Cuba, which is not a member of the Organization of American States, was not invited to join the leaders. But there was a last-minute push by Ecuador's leftist President Rafael Correa to get Cuban leader Raul Castro a seat at the table.
Correa boycotted the summit because of Cuba's exclusion.
Santos, a key U.S. ally, said in his opening remarks Saturday that it was time to overcome such issues -- calling it unthinkable if Cuba is not part of the next Summit of the Americas, as well as nearby Haiti.
The United States has "never been more excited" to work as equal partners with countries in Latin America, Obama said earlier Saturday -- a vow that's been made before by U.S. presidents, but that nonetheless drew applause from the audience of business leaders.
The president presented an upbeat assessment of hemispheric relations, touting a 46% increase in trade between the United States and Latin American and Caribbean countries.
"This hemisphere is very well positioned in the global economy," he said.
Rousseff spoke of a need for a "virtuous relationship" based on respect and equality among economies, while Santos said he welcomed a "change of mentality in relations between north and south."
Obama pointed out one change he'd like to see: "I think in Latin America, part of the change in mentality, is also not always looking at the United States as the reason for everything ... that goes wrong."
There are many examples of increased cooperation between the United States and Latin America, but they are not always flashy and don't draw the same type of attention that conflicts do, Obama said.
"Oftentimes in the press, the attention at summits like this ends up focusing on the controversies," the president added. "Sometimes those controversies date back to before I was born."
The summit's start was momentarily overshadowed by two security incidents -- one involving bomb blasts and another involving Secret Service in Colombia to protect the U.S. delegation.

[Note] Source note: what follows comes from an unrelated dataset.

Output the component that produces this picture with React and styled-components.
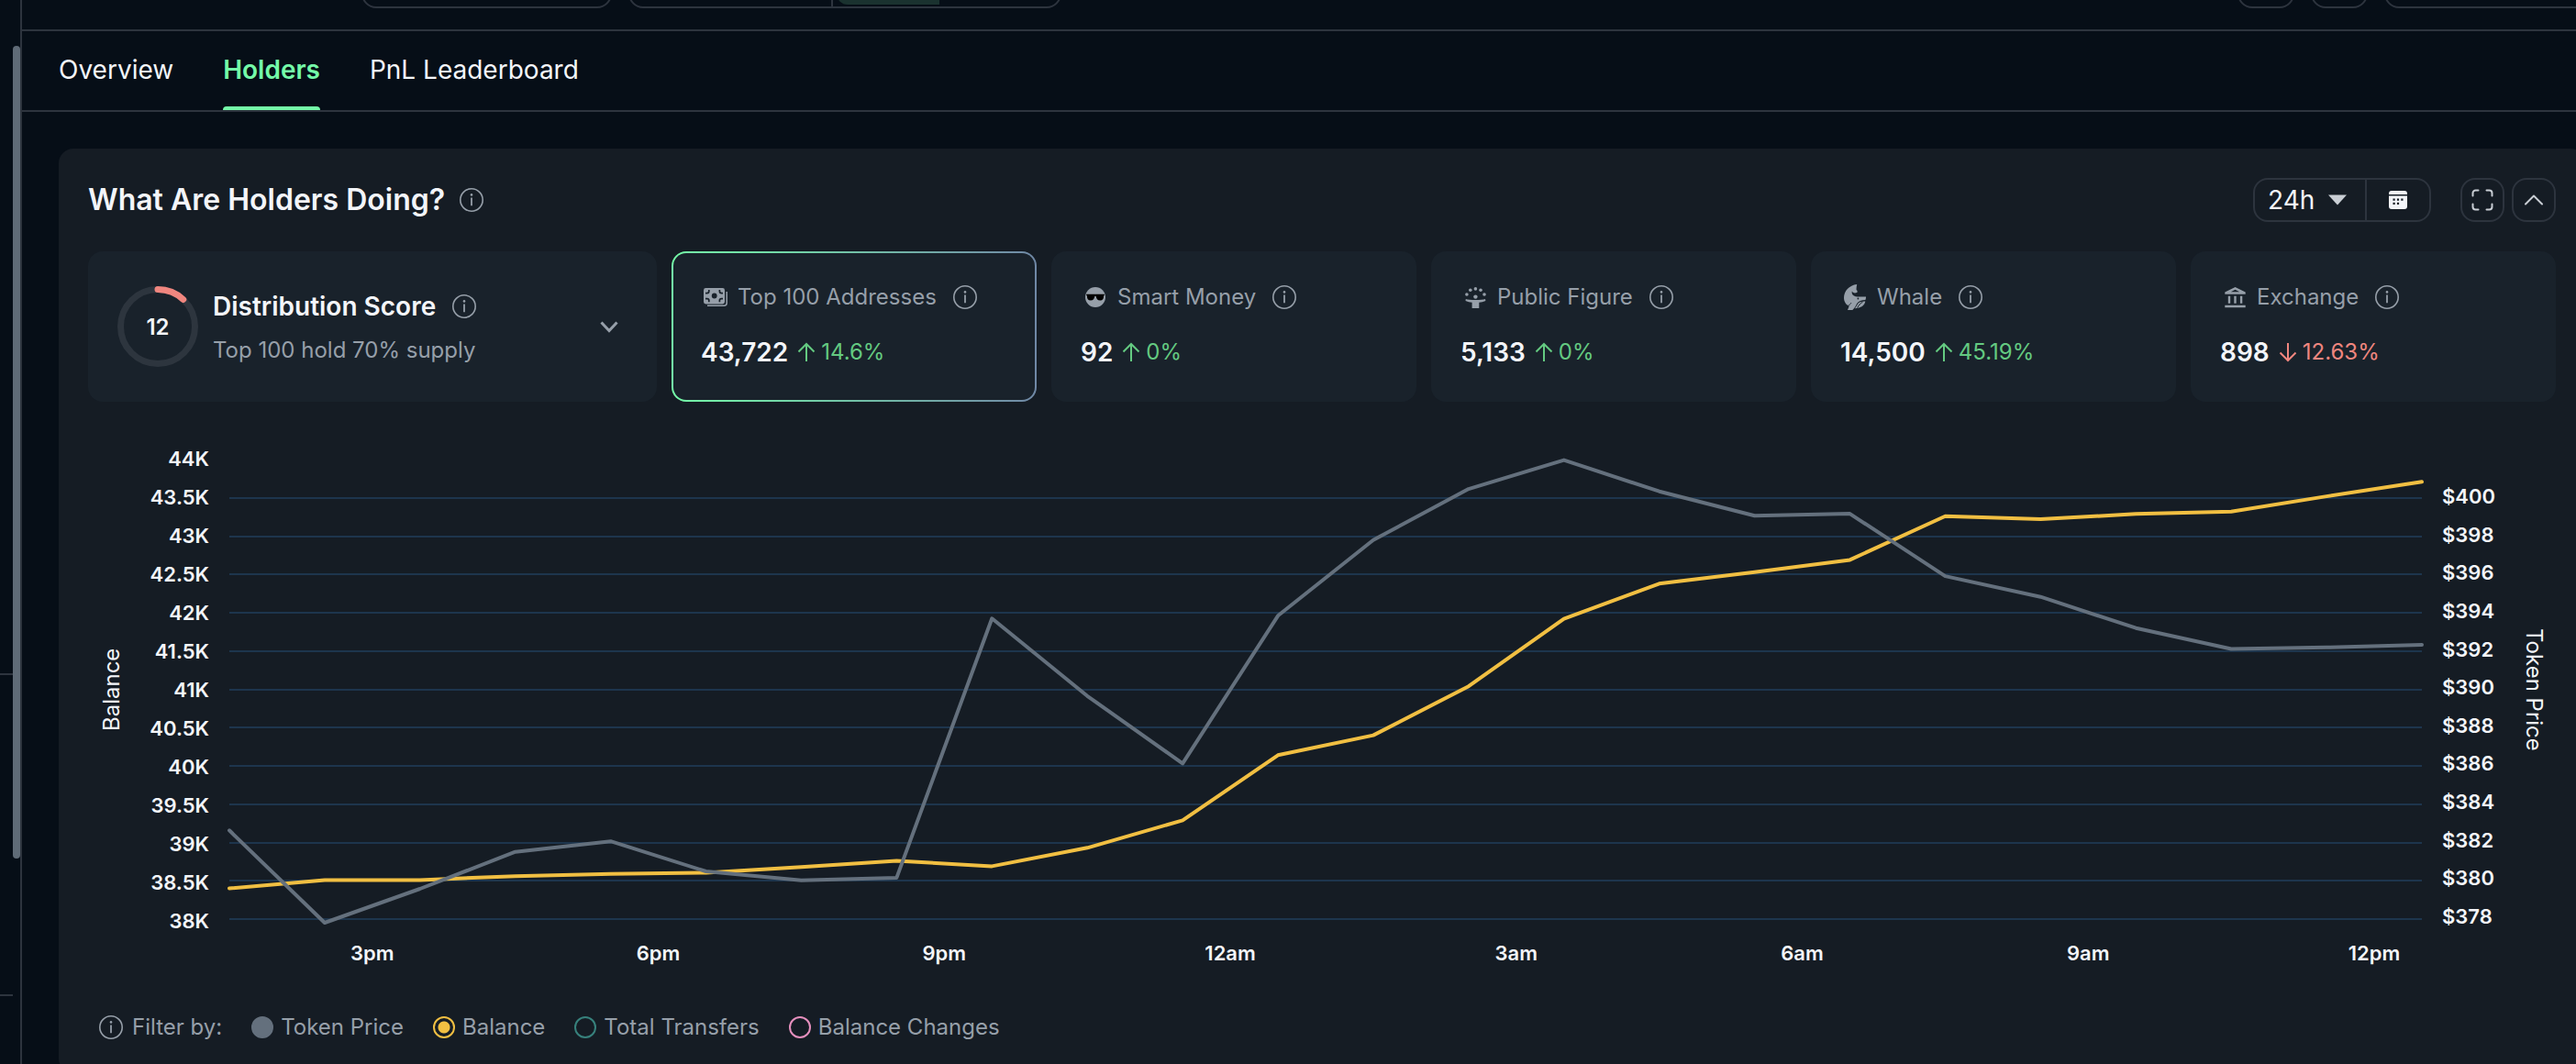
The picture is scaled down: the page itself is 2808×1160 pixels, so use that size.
import React, { useState } from "react";
import styled, { createGlobalStyle } from "styled-components";

const color = {
  page: "#060e17",
  panel: "#151c24",
  card: "#19222b",
  line: "#2d343e",
  grid: "#1d354d",
  text: "#f3f5f9",
  muted: "#969fa9",
  accent: "#74faa8",
  up: "#64ca81",
  down: "#f0867f",
  price: "#64707d",
  balance: "#f1bf42",
  transfers: "#37817c",
  changes: "#e58fbd",
};

const GlobalStyle = createGlobalStyle`
  * { box-sizing: border-box; }
  body {
    margin: 0;
    background: ${color.page};
    color: ${color.text};
    font-family: Inter, "Liberation Sans", sans-serif;
  }
  button, select, input { font: inherit; color: inherit; margin: 0; padding: 0; }
  svg { display: block; flex: none; }
`;

const Shell = styled.div`
  display: grid;
  grid-template-columns: 24px minmax(0, 1fr);
  height: 100vh;
  overflow: hidden;
`;

const Rail = styled.aside`
  display: grid;
  grid-template-columns: 14px 8px;
  border-right: 2px solid ${color.line};
`;

const RailSections = styled.div`
  display: grid;
  grid-template-rows: 736px 350px 1fr;
`;

const RailSection = styled.div`
  border-bottom: 2px solid ${color.line};
`;

const RailTrack = styled.div`
  padding-top: 50px;
`;

const RailThumb = styled.div`
  height: 886px;
  border-radius: 4px;
  background: #5f6b77;
`;

const Main = styled.main`
  min-width: 0;
`;

const TopBar = styled.header`
  display: flex;
  align-items: flex-end;
  gap: 18px;
  height: 34px;
  padding: 0 0 23px 370px;
  border-bottom: 2px solid ${color.line};
  overflow: hidden;
`;

const TopButton = styled.button`
  flex: none;
  width: ${(p) => p.$width}px;
  height: 64px;
  border: 2px solid ${color.line};
  border-radius: 16px;
  background: none;
`;

const TopGroup = styled.div`
  display: flex;
  flex: none;
  width: 472px;
  height: 64px;
  border: 2px solid ${color.line};
  border-radius: 16px;
`;

const TopGroupCell = styled.div`
  width: 221px;
  border-right: 2px solid ${color.line};
`;

const TopGroupActive = styled.div`
  width: 112px;
  margin: 2px 0 2px 4px;
  border-radius: 12px 0 0 12px;
  background: #1a322f;
`;

const Spacer = styled.div`
  flex: 1;
`;

const TopRight = styled.div`
  display: flex;
  gap: 18px;
  margin-right: -18px;
`;

const Tabs = styled.nav`
  display: flex;
  gap: 54px;
  padding: 0 40px;
  border-bottom: 2px solid ${color.line};
`;

const Tab = styled.a`
  display: flex;
  flex-direction: column;
  justify-content: space-between;
  height: 86px;
  padding-top: 24px;
  font-size: 28px;
  line-height: 36px;
  font-weight: ${(p) => (p.$active ? 600 : 400)};
  color: ${(p) => (p.$active ? color.accent : color.text)};
  text-decoration: none;

  &::after {
    content: "";
    height: 4px;
    border-radius: 4px 4px 0 0;
    background: ${(p) => (p.$active ? color.accent : "transparent")};
  }
`;

const Panel = styled.section`
  display: flex;
  flex-direction: column;
  margin: 40px -10px 0 40px;
  padding: 32px;
  border-radius: 16px;
  background: ${color.panel};
`;

const PanelHeader = styled.div`
  display: flex;
  align-items: center;
  gap: 16px;
  height: 48px;
`;

const Title = styled.h2`
  margin: 0;
  font-size: 32px;
  line-height: 40px;
  font-weight: 600;
`;

const RangeGroup = styled.div`
  display: flex;
  height: 48px;
  border: 2px solid ${color.line};
  border-radius: 16px;
  margin-right: 16px;
`;

const RangeField = styled.label`
  display: flex;
  align-items: center;
  gap: 14px;
  width: 122px;
  padding-left: 14px;
  border-right: 2px solid ${color.line};
`;

const RangeSelect = styled.select`
  appearance: none;
  width: 52px;
  border: 0;
  background: none;
  font-size: 28px;
  line-height: 36px;
`;

const RangeButton = styled.button`
  display: grid;
  place-items: center;
  width: 68px;
  border: 0;
  background: none;
`;

const SquareGroup = styled.div`
  display: flex;
  gap: 8px;
`;

const SquareButton = styled.button`
  display: grid;
  place-items: center;
  width: 48px;
  height: 48px;
  border: 2px solid ${color.line};
  border-radius: 16px;
  background: none;
`;

const Cards = styled.div`
  display: grid;
  grid-template-columns: 620px repeat(5, minmax(0, 1fr));
  gap: 16px;
  margin-top: 32px;
`;

const Card = styled.article`
  padding: 30px 30px 34px;
  border: 2px solid transparent;
  border-radius: 16px;
  background: ${(p) =>
    p.$selected
      ? `linear-gradient(${color.card}, ${color.card}) padding-box, linear-gradient(90deg, ${color.accent}, #7088a6) border-box`
      : color.card};
`;

const ScoreCard = styled.article`
  display: flex;
  align-items: center;
  gap: 16px;
  padding: 0 42px 0 32px;
  border-radius: 16px;
  background: ${color.card};
`;

const ScoreRing = styled.div`
  display: grid;
  place-items: center;
  font-size: 24px;
  font-weight: 600;

  > * { grid-area: 1 / 1; }
`;

const ScoreText = styled.div`
  flex: 1;
  padding-top: 4px;
`;

const ScoreTitle = styled.h3`
  display: flex;
  align-items: center;
  gap: 18px;
  margin: 0 0 12px;
  font-size: 28px;
  line-height: 36px;
  font-weight: 600;
`;

const ScoreNote = styled.p`
  margin: 0;
  font-size: 24px;
  line-height: 36px;
  color: ${color.muted};
`;

const PlainButton = styled.button`
  border: 0;
  background: none;
`;

const CardLabel = styled.h3`
  display: flex;
  align-items: center;
  margin: 0 0 24px;
  font-size: 24px;
  line-height: 36px;
  font-weight: 400;
  color: ${color.muted};
  white-space: nowrap;
`;

const CardIcon = styled.span`
  display: grid;
  place-items: center;
  width: 32px;
  height: 32px;
  margin-right: 8px;
`;

const CardName = styled.span`
  margin-right: 18px;
`;

const CardFigures = styled.div`
  display: flex;
  align-items: center;
`;

const CardValue = styled.strong`
  margin-right: 10px;
  font-size: 28px;
  line-height: 36px;
  font-weight: 600;
`;

const Change = styled.span`
  display: flex;
  align-items: center;
  gap: 6px;
  font-size: 24px;
  line-height: 36px;
  color: ${(p) => (p.$down ? color.down : color.up)};
`;

const Chart = styled.figure`
  display: grid;
  grid-template-columns: 32px 112px minmax(0, 1fr) 106px 32px;
  margin: 49px 8px 0 10px;
`;

const AxisTitle = styled.div`
  display: flex;
  align-items: center;
  justify-content: center;
  writing-mode: vertical-rl;
  font-size: 24px;
  line-height: 32px;
  transform: ${(p) => (p.$up ? "rotate(180deg)" : "none")};
`;

const Ticks = styled.div`
  display: flex;
  flex-direction: column;
  justify-content: space-between;
  padding: ${(p) => (p.$right ? "41px 0 5px 22px" : "0 22px 0 0")};
  text-align: ${(p) => (p.$right ? "left" : "right")};
  font-size: 22px;
  line-height: 26px;
  font-weight: 600;
`;

const Plot = styled.svg`
  width: 100%;
  height: 530px;
  overflow: visible;
`;

const Hours = styled.div`
  grid-column: 3;
  display: grid;
  grid-template-columns: repeat(8, 1fr);
  width: calc(100% * 24 / 23);
  margin-top: 9px;
  text-align: center;
  font-size: 22px;
  line-height: 26px;
  font-weight: 600;
`;

const Legend = styled.div`
  display: flex;
  align-items: center;
  gap: 32px;
  margin-top: 50px;
  padding-left: 12px;
  font-size: 24px;
  line-height: 36px;
  color: ${color.muted};
`;

const LegendLead = styled.span`
  display: flex;
  align-items: center;
  gap: 10px;
`;

const LegendItem = styled.label`
  display: flex;
  align-items: center;
  gap: 8px;
`;

const Mark = styled.input`
  appearance: none;
  width: 24px;
  height: 24px;
  border: 2px solid ${(p) => p.$color};
  border-radius: 50%;

  &[type="checkbox"]:checked { background: ${(p) => p.$color}; }
  &[type="radio"]:checked {
    background: radial-gradient(circle, ${(p) => p.$color} 6px, transparent 7px);
  }
`;

const InfoIcon = () => (
  <svg width="26" height="26" viewBox="0 0 26 26" fill="none" stroke={color.muted} aria-hidden="true">
    <circle cx="13" cy="13" r="12.2" strokeWidth="1.6" />
    <path d="M13 10.6v8.6" strokeWidth="1.8" />
    <circle cx="13" cy="7.4" r="1.3" fill={color.muted} stroke="none" />
  </svg>
);

const MoneyIcon = () => (
  <svg width="26" height="20" viewBox="0 0 26 20" aria-hidden="true">
    <rect width="23" height="17.5" rx="2.4" fill={color.muted} />
    <circle cx="11.7" cy="8.5" r="2.9" fill={color.card} />
    <path
      d="M5.8 2v1.6a2 2 0 0 1-2 2H2M17.4 2v1.6a2 2 0 0 0 2 2H21M5.8 15.2v-1.6a2 2 0 0 0-2-2H2M17.4 15.2v-1.6a2 2 0 0 1 2-2H21"
      fill="none" stroke={color.card} strokeWidth="1.7"
    />
    <path d="M25.2 4v12.2a3 3 0 0 1-3 3H4" fill="none" stroke={color.muted} strokeWidth="1.5" />
  </svg>
);

const ShadesIcon = () => (
  <svg width="22" height="22" viewBox="0 0 22 22" aria-hidden="true">
    <circle cx="11" cy="11" r="11" fill={color.muted} />
    <path d="M1.2 7.8h19.6v1.1l-.7.5c0 3.2-1 5.1-4 5.1-2.9 0-4-1.9-4.4-4.6h-1.4C9.9 12.6 8.8 14.5 5.9 14.5c-3 0-4-1.9-4-5.1l-.7-.5z" fill="#000" />
  </svg>
);

const FigureIcon = () => (
  <svg width="23" height="23" viewBox="0 0 23 23" fill={color.muted} aria-hidden="true">
    <circle cx="1.9" cy="8" r="1.8" />
    <circle cx="5.8" cy="3.2" r="1.8" />
    <circle cx="11.4" cy="1.9" r="1.8" />
    <circle cx="17" cy="3.2" r="1.8" />
    <circle cx="21" cy="8" r="1.8" />
    <circle cx="11.4" cy="10.6" r="2.2" />
    <path d="M.8 12.9c3.4 1.5 17.8 1.5 21.2 0l.4 2.1c-2.4 1-4.7 1.5-7.1 1.7V23H7.6v-6.3C5.2 16.5 2.9 16 .5 15z" />
  </svg>
);

const WhaleIcon = () => (
  <svg width="24" height="28" viewBox="0 0 24 28" fill={color.muted} aria-hidden="true">
    <path fillRule="evenodd" d="M14.2 0C13.8 2 13.4 4 13.6 6c.8.3 1.3 1.3.9 2.7-1.5.7-2.9 1-4.4.2-.6-.4-1-.9-1.2-1.5-.5 1.4-.3 3 .7 4 1.6 1.7 4.2 2 7.2 2H24c.1 1.5-.2 2.7-.6 3.7-4.3 0-7.4 1.3-9.3 4-.9 1.5-1.8 4.7-4.8 6.8L4 28l1.7-4.2C2 22.2 0 18.7 0 14.6 0 7.5 5.5 1 14.2 0zM15.4 14.6a.9.9 0 1 0 0 1.8.9.9 0 0 0 0-1.8z" />
    <path d="M23.3 18.6c-.6 4.2-4.8 7.6-11.3 7.7 1.3-1.7 2.2-3.4 3-4.8 1.5-2.1 4.4-3 8.3-2.9z" />
    <path d="M20.5 19.2c-2.6 1.4-4.6 3.8-5.8 6.5" fill="none" stroke={color.card} strokeWidth="1" />
    <path d="M3.2 23.6c2-.2 3.8-1.6 4.8-3.6" fill="none" stroke={color.card} strokeWidth=".8" />
  </svg>
);

const BankIcon = () => (
  <svg width="23" height="23" viewBox="0 0 23 23" fill={color.muted} aria-hidden="true">
    <path fillRule="evenodd" d="M11.5 0 22.7 5.6V7.7H.3V5.6zM11.5 2.7 6.8 5.3h9.4z" />
    <path d="M3.8 9.7h2.4v8H3.8zM10.3 9.7h2.4v8h-2.4zM16.9 9.7h2.4v8h-2.4zM.3 19.8h22.4v2.5H.3z" />
  </svg>
);

const Arrow = ({ down }) => (
  <svg width="20" height="22" viewBox="0 0 20 22" fill="none" stroke="currentColor" strokeWidth="2" aria-hidden="true">
    <path d={down ? "M10 1v19M1.5 11.5 10 20l8.5-8.5" : "M10 21V2M1.5 10.5 10 2l8.5 8.5"} />
  </svg>
);

const CaretIcon = () => (
  <svg width="20" height="12" viewBox="0 0 20 12" fill="#c9ced4" aria-hidden="true">
    <path d="M0 .5h20l-10 11z" />
  </svg>
);

const CalendarIcon = () => (
  <svg width="20" height="20" viewBox="0 0 20 20" aria-hidden="true">
    <path d="M3 0h14a3 3 0 0 1 3 3v1H0V3a3 3 0 0 1 3-3zM0 5.5h20V17a3 3 0 0 1-3 3H3a3 3 0 0 1-3-3z" fill={color.text} />
    <path d="M4.5 8.5h2.2v2.2H4.5zM8.9 8.5h2.2v2.2H8.9zM13.3 8.5h2.2v2.2h-2.2zM4.5 12.7h2.2v2.2H4.5zM8.9 12.7h2.2v2.2H8.9z" fill={color.panel} />
  </svg>
);

const ExpandIcon = () => (
  <svg width="24" height="24" viewBox="0 0 24 24" fill="none" stroke="#c9ced4" strokeWidth="2" strokeLinecap="round" aria-hidden="true">
    <path d="M1.5 7.5v-3a3 3 0 0 1 3-3h3M16.5 1.5h3a3 3 0 0 1 3 3v3M22.5 16.5v3a3 3 0 0 1-3 3h-3M7.5 22.5h-3a3 3 0 0 1-3-3v-3" />
  </svg>
);

const ChevronUp = () => (
  <svg width="20" height="12" viewBox="0 0 20 12" fill="none" stroke="#c9ced4" strokeWidth="2" strokeLinecap="round" strokeLinejoin="round" aria-hidden="true">
    <path d="m1 10.5 9-9 9 9" />
  </svg>
);

const ChevronDown = () => (
  <svg width="20" height="13" viewBox="0 0 20 13" fill="none" stroke={color.muted} strokeWidth="3" aria-hidden="true">
    <path d="m1.5 1.5 8.5 9 8.5-9" />
  </svg>
);

const groups = [
  { name: "Top 100 Addresses", value: "43,722", change: "14.6%", Icon: MoneyIcon, selected: true },
  { name: "Smart Money", value: "92", change: "0%", Icon: ShadesIcon },
  { name: "Public Figure", value: "5,133", change: "0%", Icon: FigureIcon },
  { name: "Whale", value: "14,500", change: "45.19%", Icon: WhaleIcon },
  { name: "Exchange", value: "898", change: "12.63%", Icon: BankIcon, down: true },
];

const balances = [
  38.4, 38.51, 38.51, 38.56, 38.59, 38.605, 38.68, 38.76, 38.69, 38.93, 39.29, 40.14,
  40.4, 41.04, 41.92, 42.38, 42.53, 42.69, 43.26, 43.22, 43.29, 43.32, 43.52, 43.71,
];
const prices = [
  382.63, 377.81, 379.58, 381.51, 382.06, 380.49, 380.02, 380.16, 393.7, 389.65, 386.13, 393.84,
  397.8, 400.46, 401.97, 400.34, 399.07, 399.17, 395.91, 394.83, 393.2, 392.11, 392.19, 392.33,
];
const balanceTicks = ["44K", "43.5K", "43K", "42.5K", "42K", "41.5K", "41K", "40.5K", "40K", "39.5K", "39K", "38.5K", "38K"];
const priceTicks = Array.from({ length: 12 }, (_, i) => `$${400 - i * 2}`);
const hours = ["3pm", "6pm", "9pm", "12am", "3am", "6am", "9am", "12pm"];

const PLOT_BOTTOM = 515;
const PLOT_HEIGHT = 501;
const toPoints = (values, min, max) =>
  values.map((v, i) => `${i * 100},${(PLOT_BOTTOM - ((v - min) / (max - min)) * PLOT_HEIGHT).toFixed(1)}`).join(" ");

const HoldersChart = () => (
  <Chart>
    <AxisTitle $up>Balance</AxisTitle>
    <Ticks>{balanceTicks.map((t) => <span key={t}>{t}</span>)}</Ticks>
    <Plot viewBox="0 0 2300 530" preserveAspectRatio="none" role="img" aria-label="Balance and token price over 24 hours">
      {priceTicks.map((t, i) => {
        const y = Math.round(PLOT_BOTTOM - (i * PLOT_HEIGHT) / 12);
        return <line key={t} x1="0" x2="2300" y1={y} y2={y} stroke={color.grid} strokeWidth="2" />;
      })}
      <g fill="none" strokeWidth="4" strokeLinecap="round" strokeLinejoin="round">
        <polyline points={toPoints(balances, 38, 44)} stroke={color.balance} vectorEffect="non-scaling-stroke" />
        <polyline points={toPoints(prices, 378, 402)} stroke={color.price} vectorEffect="non-scaling-stroke" />
      </g>
    </Plot>
    <Ticks $right>{priceTicks.map((t) => <span key={t}>{t}</span>)}</Ticks>
    <AxisTitle>Token Price</AxisTitle>
    <Hours>{hours.map((h) => <span key={h}>{h}</span>)}</Hours>
  </Chart>
);

const metrics = [
  { id: "balance", label: "Balance", tint: color.balance },
  { id: "transfers", label: "Total Transfers", tint: color.transfers },
  { id: "changes", label: "Balance Changes", tint: color.changes },
];

export default function App() {
  const [metric, setMetric] = useState("balance");
  const [showPrice, setShowPrice] = useState(true);

  return (
    <Shell>
      <GlobalStyle />
      <Rail>
        <RailSections>
          <RailSection />
          <RailSection />
        </RailSections>
        <RailTrack><RailThumb /></RailTrack>
      </Rail>
      <Main>
        <TopBar>
          <TopButton $width={273} aria-label="Token" />
          <TopGroup>
            <TopGroupCell />
            <TopGroupActive />
          </TopGroup>
          <Spacer />
          <TopRight>
            <TopButton $width={62} aria-label="Alerts" />
            <TopButton $width={62} aria-label="Share" />
            <TopButton $width={227} aria-label="Trade" />
          </TopRight>
        </TopBar>
        <Tabs>
          <Tab href="#overview">Overview</Tab>
          <Tab href="#holders" $active>Holders</Tab>
          <Tab href="#pnl">PnL Leaderboard</Tab>
        </Tabs>
        <Panel>
          <PanelHeader>
            <Title>What Are Holders Doing?</Title>
            <InfoIcon />
            <Spacer />
            <RangeGroup>
              <RangeField>
                <RangeSelect aria-label="Time range" defaultValue="24h">
                  <option>24h</option>
                </RangeSelect>
                <CaretIcon />
              </RangeField>
              <RangeButton aria-label="Pick dates"><CalendarIcon /></RangeButton>
            </RangeGroup>
            <SquareGroup>
              <SquareButton aria-label="Full screen"><ExpandIcon /></SquareButton>
              <SquareButton aria-label="Collapse"><ChevronUp /></SquareButton>
            </SquareGroup>
          </PanelHeader>

          <Cards>
            <ScoreCard>
              <ScoreRing>
                <svg width="88" height="88" viewBox="0 0 88 88" fill="none" strokeWidth="7" aria-hidden="true">
                  <circle cx="44" cy="44" r="40.5" stroke="#2d353e" />
                  <circle
                    cx="44" cy="44" r="40.5" stroke={color.down} pathLength="100"
                    strokeDasharray="12 100" strokeLinecap="round" transform="rotate(-90 44 44)"
                  />
                </svg>
                <span>12</span>
              </ScoreRing>
              <ScoreText>
                <ScoreTitle>Distribution Score <InfoIcon /></ScoreTitle>
                <ScoreNote>Top 100 hold 70% supply</ScoreNote>
              </ScoreText>
              <PlainButton aria-label="Show score details"><ChevronDown /></PlainButton>
            </ScoreCard>
            {groups.map(({ name, value, change, Icon, selected, down }) => (
              <Card key={name} $selected={selected}>
                <CardLabel>
                  <CardIcon><Icon /></CardIcon>
                  <CardName>{name}</CardName>
                  <InfoIcon />
                </CardLabel>
                <CardFigures>
                  <CardValue>{value}</CardValue>
                  <Change $down={down}><Arrow down={down} />{change}</Change>
                </CardFigures>
              </Card>
            ))}
          </Cards>

          <HoldersChart />

          <Legend>
            <LegendLead><InfoIcon />Filter by:</LegendLead>
            <LegendItem>
              <Mark type="checkbox" $color={color.price} checked={showPrice} onChange={(e) => setShowPrice(e.target.checked)} />
              Token Price
            </LegendItem>
            {metrics.map((m) => (
              <LegendItem key={m.id}>
                <Mark type="radio" name="metric" $color={m.tint} checked={metric === m.id} onChange={() => setMetric(m.id)} />
                {m.label}
              </LegendItem>
            ))}
          </Legend>
        </Panel>
      </Main>
    </Shell>
  );
}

Roughly a dozen Secret Service agents and officers are being investigated over early findings that they allegedly brought back several prostitutes to a hotel in Cartagena, two U.S. government sources familiar the investigation told CNN.
The Secret Service personnel have since been sent back to the United States.
Separately, two small blasts occurred nearly back-to-back Friday in Cartagena.
The explosions -- one near a bus station and another near a shopping mall -- occurred a good distance away from where world leaders were gathering, said Alberto Cantihho Toncell, a spokesman for the Colombia National Police.
There were no casualties, and only minor damage was reported, Toncell said.
The explosions came on the heels of a similar one earlier in the day near the U.S. Embassy in the capital city of Bogota, authorities said.